Returns on fine Bordeaux wines outperformed government bonds, fine art and stamps throughout the 20th century, making it one of the soundest investments of the last 100 years.

Research carried out by a team of academics from the University of Cambridge, HEC Paris and Vanderbilt University, Nashville, Tennessee found that wine investors could expect a 4.1% return on their investment from 1900 to 2012, beating those of government bonds, fine art and stamps, as reported by Reuters. 

The only investment that fared better was in British equities, which would have given annualised returns of 5.2%.

Elroy Dimson, visiting professor at the Cambridge Judge Business School, told Reuters: “You would have done nowhere like as well as equities but the returns are surprisingly high compared to the returns on cash or bonds.

“Life is a little unfair and wealthy people who buy these assets – in this case wine – if they keep half to drink and sell half, maybe the half they sell could pay for the half they drink.”

The research focused on data from 36,271 transactions for five red Bordeaux wines – Haut-Brion, Lafite-Rothschild, Latour, Margaux, and Mouton-Rothschild – from the sales rooms of Christie’s auctioneers and wine merchant Berry Bros. & Rudd.
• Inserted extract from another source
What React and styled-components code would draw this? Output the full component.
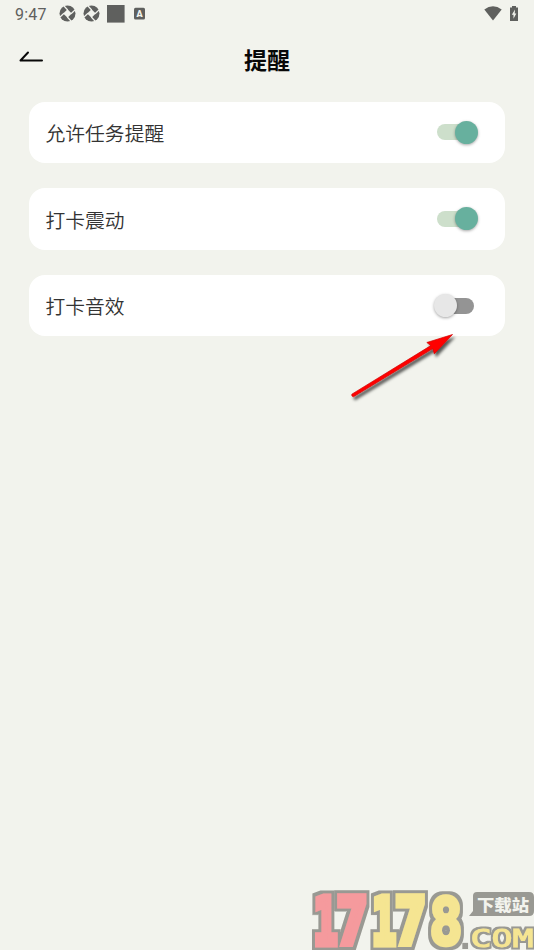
import React from "react";
import styled, { createGlobalStyle } from "styled-components";

const GlobalStyle = createGlobalStyle`
  * { box-sizing: border-box; }
  body { margin: 0; background: #f2f3ed; }
`;

const Screen = styled.main`
  position: relative;
  width: 534px;
  height: 950px;
  overflow: hidden;
  background: #f2f3ed;
  font-family: "Noto Sans CJK SC", sans-serif;
`;

const StatusBar = styled.div`
  display: flex;
  align-items: center;
  height: 27px;
  padding: 0 15.5px 0 15px;
  color: #5f605e;
`;

const Clock = styled.span`
  width: 43.5px;
  padding-top: 1px;
  font: 400 16px/27px Roboto, sans-serif;
  letter-spacing: 0.2px;
`;

const StatusIcons = styled.div`
  display: flex;
  flex: 1;
  align-items: center;
`;

const StatusIcon = styled.svg`
  display: block;
  flex: none;
  margin-left: ${(p) => p.$gap || 0}px;
`;

const Header = styled.header`
  display: grid;
  grid-template-columns: 60px 1fr 60px;
  align-items: center;
  height: 66px;
`;

const BackButton = styled.button`
  display: block;
  padding: 0;
  margin-left: 18px;
  width: 28px;
  height: 20px;
  border: 0;
  background: none;
`;

const Title = styled.h1`
  margin: 0;
  padding-bottom: 2px;
  text-align: center;
  font-size: 23px;
  line-height: 34px;
  font-weight: 700;
  color: #080808;
`;

const SettingList = styled.section`
  display: flex;
  flex-direction: column;
  gap: 25px;
  padding: 8.6px 29px 0 28.5px;
`;

const SettingRow = styled.div`
  display: flex;
  align-items: center;
  justify-content: space-between;
  height: 61.6px;
  padding: 0 26px 0 17px;
  border-radius: 16px;
  background: #fff;
`;

const Label = styled.span`
  padding-top: 1.4px;
  font-size: 19.8px;
  line-height: 30px;
  font-weight: 350;
  color: #333;
`;

const Switch = styled.button`
  display: flex;
  align-items: center;
  justify-content: ${(p) => (p.$on ? "flex-end" : "flex-start")};
  width: 37px;
  height: 16px;
  padding: 0;
  margin-right: 5px;
  border: 0;
  border-radius: 8px;
  background: ${(p) => (p.$on ? "#cddfcb" : "#949494")};
`;

const Thumb = styled.span`
  flex: none;
  width: 23px;
  height: 23px;
  margin: 0 ${(p) => (p.$on ? "-4px" : "0")} 0 ${(p) => (p.$on ? "0" : "-3px")};
  border-radius: 50%;
  background: ${(p) => (p.$on ? "#67b09e" : "#e7e7e7")};
  box-shadow: 0 1px 3px rgba(0, 0, 0, 0.35);
`;

const Pointer = styled.svg`
  position: absolute;
  left: 340px;
  top: 325px;
`;

const Watermark = styled.svg`
  position: absolute;
  left: 306px;
  top: 884px;
  overflow: visible;
`;

const Aperture = ({ gap }) => (
  <StatusIcon $gap={gap} width="17" height="17" viewBox="0 0 17 17">
    <circle cx="8.5" cy="8.5" r="8" fill="#5f605e" />
    <path d="M8.5 4.2 12.8 8.5 8.5 12.8 4.2 8.5Z" fill="#f2f3ed" />
    <path d="M5 1 8.7 5M16 5 12 8.7M12 16 8.3 12M1 12 5 8.3" stroke="#f2f3ed" strokeWidth="1.2" />
  </StatusIcon>
);

const settings = [
  { label: "允许任务提醒", on: true },
  { label: "打卡震动", on: true },
  { label: "打卡音效", on: false },
];

const PINK = "#f59a9d";
const YELLOW = "#f5e592";

const digits = [
  { char: "1", x: 7.5, width: 24, color: PINK, weight: 7 },
  { char: "7", x: 30.5, width: 31, color: PINK, weight: 7 },
  { char: "1", x: 66, width: 24, color: YELLOW, weight: 7 },
  { char: "7", x: 89, width: 31, color: YELLOW, weight: 7 },
  { char: "8", x: 123.5, width: 33, color: YELLOW, weight: 4.5 },
];

export default function App() {
  return (
    <Screen>
      <GlobalStyle />
      <StatusBar>
        <Clock>9:47</Clock>
        <StatusIcons>
          <Aperture />
          <Aperture gap={7.5} />
          <StatusIcon $gap={7} width="18" height="18"><path d="M0 0H17.6V17.6H0Z" fill="#5f605e" /></StatusIcon>
          <StatusIcon $gap={9} width="12" height="13" viewBox="0 0 12 13">
            <rect x="0" y="0.8" width="11" height="11.6" rx="1.5" fill="#5f605e" />
            <text x="5.5" y="9.9" textAnchor="middle" fontFamily="Roboto" fontWeight="900" fontSize="9" fill="#f2f3ed">A</text>
          </StatusIcon>
        </StatusIcons>
        <StatusIcon width="18" height="15" viewBox="0 0 18 15">
          <path d="M0.3 3.4Q9-2.8 17.7 3.4L9 14.5Z" fill="#5f605e" />
        </StatusIcon>
        <StatusIcon $gap={6.5} width="10" height="16" viewBox="0 0 10 16">
          <path d="M3 0H7V1.6H9V15H1V1.6H3Z" fill="#5f605e" />
          <path d="M6 3.5 2.8 8.8H4.5V12.8L7.3 7.5H5.7Z" fill="#f2f3ed" />
        </StatusIcon>
      </StatusBar>
      <Header>
        <BackButton aria-label="返回">
          <svg width="28" height="20" viewBox="0 0 28 20">
            <path d="M10 2.5 2.5 10.5H24" fill="none" stroke="#080808" strokeWidth="2" strokeLinecap="round" strokeLinejoin="round" />
          </svg>
        </BackButton>
        <Title>提醒</Title>
      </Header>
      <SettingList>
        {settings.map(({ label, on }) => (
          <SettingRow key={label}>
            <Label>{label}</Label>
            <Switch $on={on} role="switch" aria-checked={on} aria-label={label}><Thumb $on={on} /></Switch>
          </SettingRow>
        ))}
      </SettingList>
      <Pointer width="125" height="82" viewBox="0 0 125 82">
        <defs>
          <filter id="pointer-shadow" x="-20%" y="-20%" width="140%" height="150%">
            <feDropShadow dx="2" dy="3" stdDeviation="1.6" floodColor="#000" floodOpacity="0.65" />
          </filter>
        </defs>
        <path d="M11.8 69.2 90.8 20.6 86.8 17.5 112.5 9.5 94.3 28.8 92.8 23.6 13.4 71.8Q11.2 71.4 11.8 69.2Z" fill="#f00" stroke="#d00000" strokeWidth="0.7" filter="url(#pointer-shadow)" />
      </Pointer>
      <Watermark width="228" height="66" viewBox="0 0 228 66">
        <defs>
          <filter id="block-outline" filterUnits="userSpaceOnUse" x="0" y="0" width="230" height="70">
            <feMorphology in="SourceAlpha" operator="dilate" radius="3" result="grown" />
            <feFlood floodColor="#999993" />
            <feComposite in2="grown" operator="in" result="edge" />
            <feMerge><feMergeNode in="edge" /><feMergeNode in="SourceGraphic" /></feMerge>
          </filter>
          <filter id="thin-outline" filterUnits="userSpaceOnUse" x="150" y="35" width="80" height="40">
            <feMorphology in="SourceAlpha" operator="dilate" radius="2" result="grown" />
            <feFlood floodColor="#999993" />
            <feComposite in2="grown" operator="in" result="edge" />
            <feMerge><feMergeNode in="edge" /><feMergeNode in="SourceGraphic" /></feMerge>
          </filter>
        </defs>
        <g fontFamily="DejaVu Sans Mono" fontWeight="700" fontSize="64.5" strokeLinejoin="miter" filter="url(#block-outline)">
          {digits.map((d) => (
            <text key={d.x} x={d.x} y="59.5" textLength={d.width} lengthAdjust="spacingAndGlyphs" fill={d.color} stroke={d.color} strokeWidth={d.weight}>{d.char}</text>
          ))}
        </g>
        <path d="M171 8H223Q228 8 228 13V27Q228 32 223 32H163L167 27V12Q167 8 171 8Z" fill="#999993" />
        <text x="171" y="26.5" textLength="52" lengthAdjust="spacingAndGlyphs" fontFamily="Noto Sans CJK SC" fontWeight="900" fontSize="16" fill="#f2f3ed">下载站</text>
        <g fontFamily="DejaVu Sans Mono" fontWeight="400" fontSize="24.5" strokeWidth="1" filter="url(#thin-outline)">
          <text x="155" y="63" fill="#999993" fontSize="14">.</text>
          <text x="164.5" y="62.5" textLength="63" lengthAdjust="spacingAndGlyphs" fill={YELLOW} stroke={YELLOW}>COM</text>
        </g>
      </Watermark>
    </Screen>
  );
}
Annualised real returns over the same period on British government bonds were 1.5%, 2.4% on art and 2.8% on stamps, according to the study’s data.

While fine wine is currently riding high, Dimson said his tip was to watch out for whisky, hinting that “fine whisky may be the coming thing”.

 

One response to “Fine wine hailed as 20th century winner”

  1. Simon says:

    This is nonsense!
    Wine pays no dividend but has to be bought and sold to release any gain. The investor has to make decisions as to when to buy and/or sell. These decisions are not statistically measureable. Furthermore being a wasting asset many buy/sell decisiions have to be made over 100 years unlike art or stamps the quality of which does not change over time.